What to work on
Return each line holding the string "React".

[Start of Available data]

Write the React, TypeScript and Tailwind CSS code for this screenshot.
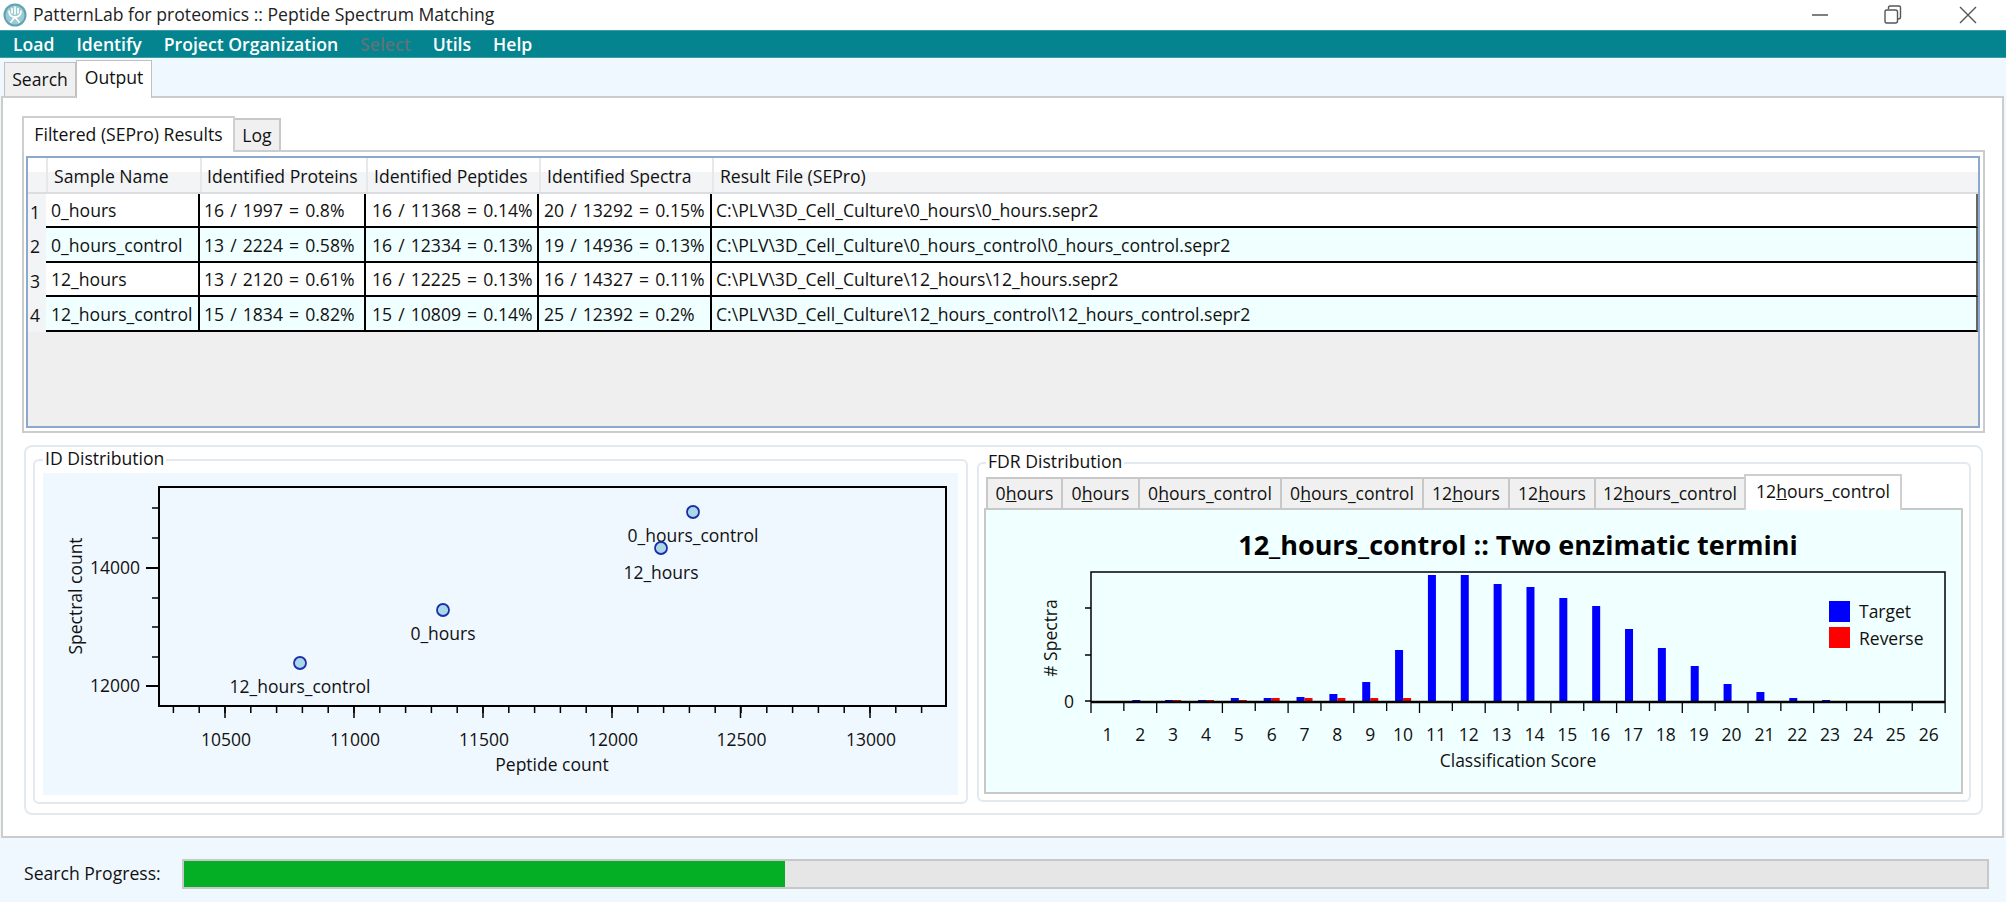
import React from "react";

const cols = "grid grid-cols-[18px_154px_166px_173px_173px_1fr]";

const rows = [
  ["0_hours", "16 / 1997 = 0.8%", "16 / 11368 = 0.14%", "20 / 13292 = 0.15%", "C:\\PLV\\3D_Cell_Culture\\0_hours\\0_hours.sepr2"],
  ["0_hours_control", "13 / 2224 = 0.58%", "16 / 12334 = 0.13%", "19 / 14936 = 0.13%", "C:\\PLV\\3D_Cell_Culture\\0_hours_control\\0_hours_control.sepr2"],
  ["12_hours", "13 / 2120 = 0.61%", "16 / 12225 = 0.13%", "16 / 14327 = 0.11%", "C:\\PLV\\3D_Cell_Culture\\12_hours\\12_hours.sepr2"],
  ["12_hours_control", "15 / 1834 = 0.82%", "15 / 10809 = 0.14%", "25 / 12392 = 0.2%", "C:\\PLV\\3D_Cell_Culture\\12_hours_control\\12_hours_control.sepr2"],
];
const rowHeights = ["h-[34px]", "h-[35px]", "h-[34px]", "h-[35px]"];
const cellPad = ["pl-[5px]", "pl-[4px] [word-spacing:1.5px]", "pl-[6px] [word-spacing:1.5px]", "pl-[5px] [word-spacing:1.5px]", "pl-[4px]"];
const headers = ["Sample Name", "Identified Proteins", "Identified Peptides", "Identified Spectra", "Result File (SEPro)"];
const headPad = ["pl-[6px]", "pl-[5px]", "pl-[6px]", "pl-[6px]", "pl-[6px]"];

const fdrTabs: [string, string, string][] = [
  ["0", "ours", "w-[75px]"],
  ["0", "ours", "w-[77px]"],
  ["0", "ours_control", "w-[142px]"],
  ["0", "ours_control", "w-[142px]"],
  ["12", "ours", "w-[86px]"],
  ["12", "ours", "w-[86px]"],
  ["12", "ours_control", "w-[150px]"],
];

// top y of each bar, one entry per score: [target, reverse]
const bars: [number, number][] = [
  [702, 702], [700, 702], [700, 700], [700, 700], [698, 700], [698, 698], [697, 698], [694, 698], [682, 698], [650, 698],
  [575, 702], [575, 702], [584, 702], [587, 702], [598, 702], [606, 702], [629, 702], [648, 702], [666, 702], [684, 702],
  [692, 702], [698, 702], [700, 702], [702, 702], [702, 702], [702, 702],
];

const stepX = 32.85;
const originX = 1091;

function Scatter() {
  const majorX = [225, 354, 483, 612, 740.5, 870];
  const minorX: number[] = [];
  for (let i = 0; i < 30; i++) minorX.push(173.4 + i * 25.8);
  const xLabels = ["10500", "11000", "11500", "12000", "12500", "13000"];
  const points = [
    [693, 512, "0_hours_control", 536],
    [661, 548, "12_hours", 573],
    [443, 610, "0_hours", 634],
    [300, 663, "12_hours_control", 687],
  ] as const;
  return (
    <svg width={915} height={322} viewBox="43 473 915 322" className="block">
      <rect x={159} y={487} width={787} height={219} fill="none" stroke="#000" strokeWidth={2} />
      {minorX.filter((x) => x < 930).map((x) => (
        <line key={x} x1={x} x2={x} y1={706} y2={713} stroke="#000" strokeWidth={1.5} />
      ))}
      {majorX.map((x, i) => (
        <g key={x}>
          <line x1={x} x2={x} y1={706} y2={718} stroke="#000" strokeWidth={1.5} />
          <text x={x + 1} y={746} textAnchor="middle" fontSize={17.5} fill="#111">{xLabels[i]}</text>
        </g>
      ))}
      {[508, 538, 598, 627, 657].map((y) => (
        <line key={y} x1={152} x2={159} y1={y} y2={y} stroke="#000" strokeWidth={1.5} />
      ))}
      {[[568, "14000"], [686, "12000"]].map(([y, t]) => (
        <g key={t}>
          <line x1={146} x2={159} y1={y} y2={y} stroke="#000" strokeWidth={2} />
          <text x={140} y={(y as number) + 6} textAnchor="end" fontSize={17.5} fill="#111">{t}</text>
        </g>
      ))}
      {points.map(([x, y, t, ly]) => (
        <g key={t}>
          <circle cx={x} cy={y} r={6} fill="#a8d8ea" stroke="#1c2fa8" strokeWidth={1.8} />
          <text x={x} y={ly + 6} textAnchor="middle" fontSize={17.5} fill="#111">{t}</text>
        </g>
      ))}
      <text x={552} y={771} textAnchor="middle" fontSize={17.5} fill="#111">Peptide count</text>
      <text transform="translate(82 596) rotate(-90)" textAnchor="middle" fontSize={17.5} fill="#111">Spectral count</text>
    </svg>
  );
}

function BarChart() {
  return (
    <svg width={975} height={282} viewBox="986 510 975 282" className="block">
      <text x={1518} y={555} textAnchor="middle" fontSize={27} fontWeight={700} fill="#000">12_hours_control :: Two enzimatic termini</text>
      <path d="M1091 702 V572 H1945 V702" fill="none" stroke="#000" strokeWidth={1.5} />
      {bars.map(([t, r], i) => {
        const c = originX + (i + 0.5) * stepX;
        return (
          <g key={i}>
            {t < 702 && <rect x={c - 8} y={t} width={8} height={702 - t} fill="#0000ff" />}
            {r < 702 && <rect x={c} y={r} width={8} height={702 - r} fill="#ff0000" />}
            <text x={c} y={741} textAnchor="middle" fontSize={17.5} fill="#111">{i + 1}</text>
          </g>
        );
      })}
      {Array.from({ length: 27 }, (_, i) => (
        <line key={i} x1={originX + i * stepX} x2={originX + i * stepX} y1={702} y2={i % 2 ? 711 : 713} stroke="#000" strokeWidth={1.3} />
      ))}
      <line x1={1091} x2={1945} y1={702} y2={702} stroke="#000" strokeWidth={2.6} />
      {[608, 655, 701].map((y) => (
        <line key={y} x1={1085} x2={1091} y1={y} y2={y} stroke="#000" strokeWidth={1.5} />
      ))}
      <text x={1069} y={708} textAnchor="middle" fontSize={17.5} fill="#111">0</text>
      <text transform="translate(1057 638) rotate(-90)" textAnchor="middle" fontSize={17.5} fill="#111"># Spectra</text>
      <rect x={1829} y={601} width={21} height={21} fill="#0000ff" />
      <rect x={1829} y={627} width={21} height={21} fill="#ff0000" />
      <text x={1859} y={618} fontSize={17.5} fill="#111">Target</text>
      <text x={1859} y={645} fontSize={17.5} fill="#111">Reverse</text>
      <text x={1518} y={767} textAnchor="middle" fontSize={17.5} fill="#111">Classification Score</text>
    </svg>
  );
}

function AppIcon() {
  return (
    <svg width={24} height={24} viewBox="0 0 24 24" className="ml-[3px] shrink-0">
      <circle cx={12} cy={12} r={10.5} fill="#9cc9d2" stroke="#5fa3b3" strokeWidth={2} />
      <path d="M12 4 V11 M9 5.5 V10 M15 5.5 V10 M6 8 C6 13 9 14 12 14 C15 14 18 13 18 8 M8 19 L12 14 L16 19" fill="none" stroke="#ffffff" strokeWidth={1.7} strokeLinecap="round" />
    </svg>
  );
}

function WindowControls() {
  return (
    <div className="flex items-center">
      <svg width={18} height={24} viewBox="0 0 18 24" className="mr-[55px]">
        <line x1={1} x2={17} y1={12} y2={12} stroke="#555" strokeWidth={1.5} />
      </svg>
      <svg width={18} height={20} viewBox="0 0 18 20" className="mr-[57px]">
        <path d="M4.5 4 V2.5 Q4.5 1 6 1 H15 Q16.5 1 16.5 2.5 V12 Q16.5 14 14 14 M2.5 5 H11.5 Q13.5 5 13.5 7 V16 Q13.5 18 11.5 18 H2.5 Q1 18 1 16 V7 Q1 5 2.5 5 Z" fill="none" stroke="#555" strokeWidth={1.4} />
      </svg>
      <svg width={18} height={18} viewBox="0 0 18 18" className="mr-[29px]">
        <path d="M1 1 L17 17 M17 1 L1 17" fill="none" stroke="#555" strokeWidth={1.4} />
      </svg>
    </div>
  );
}

export default function App() {
  return (
    <div className="w-[2006px] h-[902px] overflow-hidden flex flex-col bg-[#f0f8ff] text-[#111] font-['Open_Sans',sans-serif] text-[17.6px] leading-none">
      {/* title bar */}
      <div className="h-[30px] shrink-0 bg-white flex items-center justify-between">
        <div className="flex items-center">
          <AppIcon />
          <span className="ml-[6px] text-[#222]">PatternLab for proteomics :: Peptide Spectrum Matching</span>
        </div>
        <WindowControls />
      </div>

      {/* menu */}
      <div className="h-[28px] shrink-0 bg-[#04848f] border-y border-[#3b9ca6] flex items-center pl-[13px] pt-[1px] gap-[22px] text-white font-semibold">
        <span>Load</span>
        <span>Identify</span>
        <span>Project Organization</span>
        <span className="text-[#5c7478]">Select</span>
        <span>Utils</span>
        <span>Help</span>
      </div>

      {/* main tabs */}
      <div className="h-[38px] shrink-0 pl-[4px] flex items-end">
        <div className="w-[72px] h-[34px] bg-[#f0f0f0] border border-b-0 border-[#c0c0c0] flex items-center justify-center">Search</div>
        <div className="w-[76px] h-[38px] -mb-[2px] z-10 bg-white border border-b-0 border-[#c0c0c0] flex items-center justify-center pb-[4px]">Output</div>
      </div>

      {/* main panel */}
      <div className="ml-[1px] w-[2003px] h-[742px] shrink-0 bg-white border-2 border-[#cccccc] pl-[19px] pt-[18px]">
        <div className="h-[34px] flex items-end">
          <div className="w-[213px] h-[36px] -mb-[2px] z-10 bg-white border-2 border-b-0 border-[#cfcfcf] flex items-center justify-center">Filtered (SEPro) Results</div>
          <div className="w-[46px] h-[32px] bg-[#f0f0f0] border-2 border-l-0 border-b-0 border-[#c8c8c8] flex items-center justify-center pt-[2px]">Log</div>
        </div>

        <div className="w-[1963px] h-[283px] border-2 border-[#cccccc] pl-[2px] pt-[4px]">
          <div className="w-[1954px] h-[272px] border-2 border-[#8aa9cc] bg-[#efefef]">
            <div className={`${cols} h-[36px] bg-[linear-gradient(#ffffff_40%,#f3f4f6_40%)] border-b-2 border-[#dcdde0]`}>
              <div />
              {headers.map((h, j) => (
                <div key={h} className={`border-l-2 border-[#e6e8ea] ${headPad[j]} flex items-center pt-[4px] whitespace-nowrap`}>{h}</div>
              ))}
            </div>
            {rows.map((r, i) => (
              <div key={r[0]} className={`${cols} ${rowHeights[i]}`}>
                <div className="bg-[#f3f4f6] flex items-center justify-end pr-[6px] pt-[3px]">{i + 1}</div>
                {r.map((c, j) => (
                  <div
                    key={j}
                    className={`${i % 2 ? "bg-[#f0ffff]" : "bg-white"} border-b-2 border-black border-r-2 ${j === 4 ? "border-r-[#666]" : ""} flex items-center pt-[2px] whitespace-nowrap ${cellPad[j]}`}
                  >
                    {c}
                  </div>
                ))}
              </div>
            ))}
          </div>
        </div>

        {/* outer group */}
        <div className="ml-[2px] mt-[12px] w-[1959px] h-[370px] border-2 border-[#e3eaef] rounded-lg flex items-start pl-[7px] pt-[12px]">
          <div className="relative w-[935px] h-[345px] border-2 border-[#e3e9ef] rounded-md pl-[8px] pt-[12px]">
            <span className="absolute left-[8px] -top-[14px] h-[24px] bg-white px-[2px] flex items-center">ID Distribution</span>
            <div className="w-[915px] h-[322px] bg-[#f0f8ff]">
              <Scatter />
            </div>
          </div>

          <div className="relative ml-[9px] mt-[3px] w-[994px] h-[340px] border-2 border-[#e3e9ef] rounded-md pl-[5px] pt-[9px]">
            <span className="absolute left-[7px] -top-[14px] h-[24px] bg-white px-[2px] flex items-center">FDR Distribution</span>
            <div className="h-[35px] pl-[2px] flex items-end">
              {fdrTabs.map(([a, b, w], i) => (
                <div key={i} className={`${w} h-[31px] bg-[#f0f0f0] border-2 border-r-0 border-b-0 border-[#c8c8c8] flex items-center justify-center`}>
                  {a}
                  <u>h</u>
                  {b}
                </div>
              ))}
              <div className="w-[158px] h-[36px] -mb-[2px] z-10 bg-white border-2 border-b-0 border-[#cfcfcf] flex items-center justify-center pb-[3px]">
                12<u>h</u>ours_control
              </div>
            </div>
            <div className="w-[979px] h-[286px] border-2 border-[#c8c8c8] bg-[#f0ffff]">
              <BarChart />
            </div>
          </div>
        </div>
      </div>

      {/* progress */}
      <div className="h-[64px] shrink-0 flex items-start pl-[24px] pt-[21px]">
        <span className="w-[158px] h-[30px] flex items-center whitespace-nowrap">Search Progress:</span>
        <div className="w-[1807px] h-[30px] border-2 border-[#c8c8c8] bg-[#e6e6e6]">
          <div className="w-[601px] h-full bg-[#05af25]" />
        </div>
      </div>
    </div>
  );
}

[End of Available data]

Written solution
Write the React, TypeScript and Tailwind CSS code for this screenshot.
import React from "react";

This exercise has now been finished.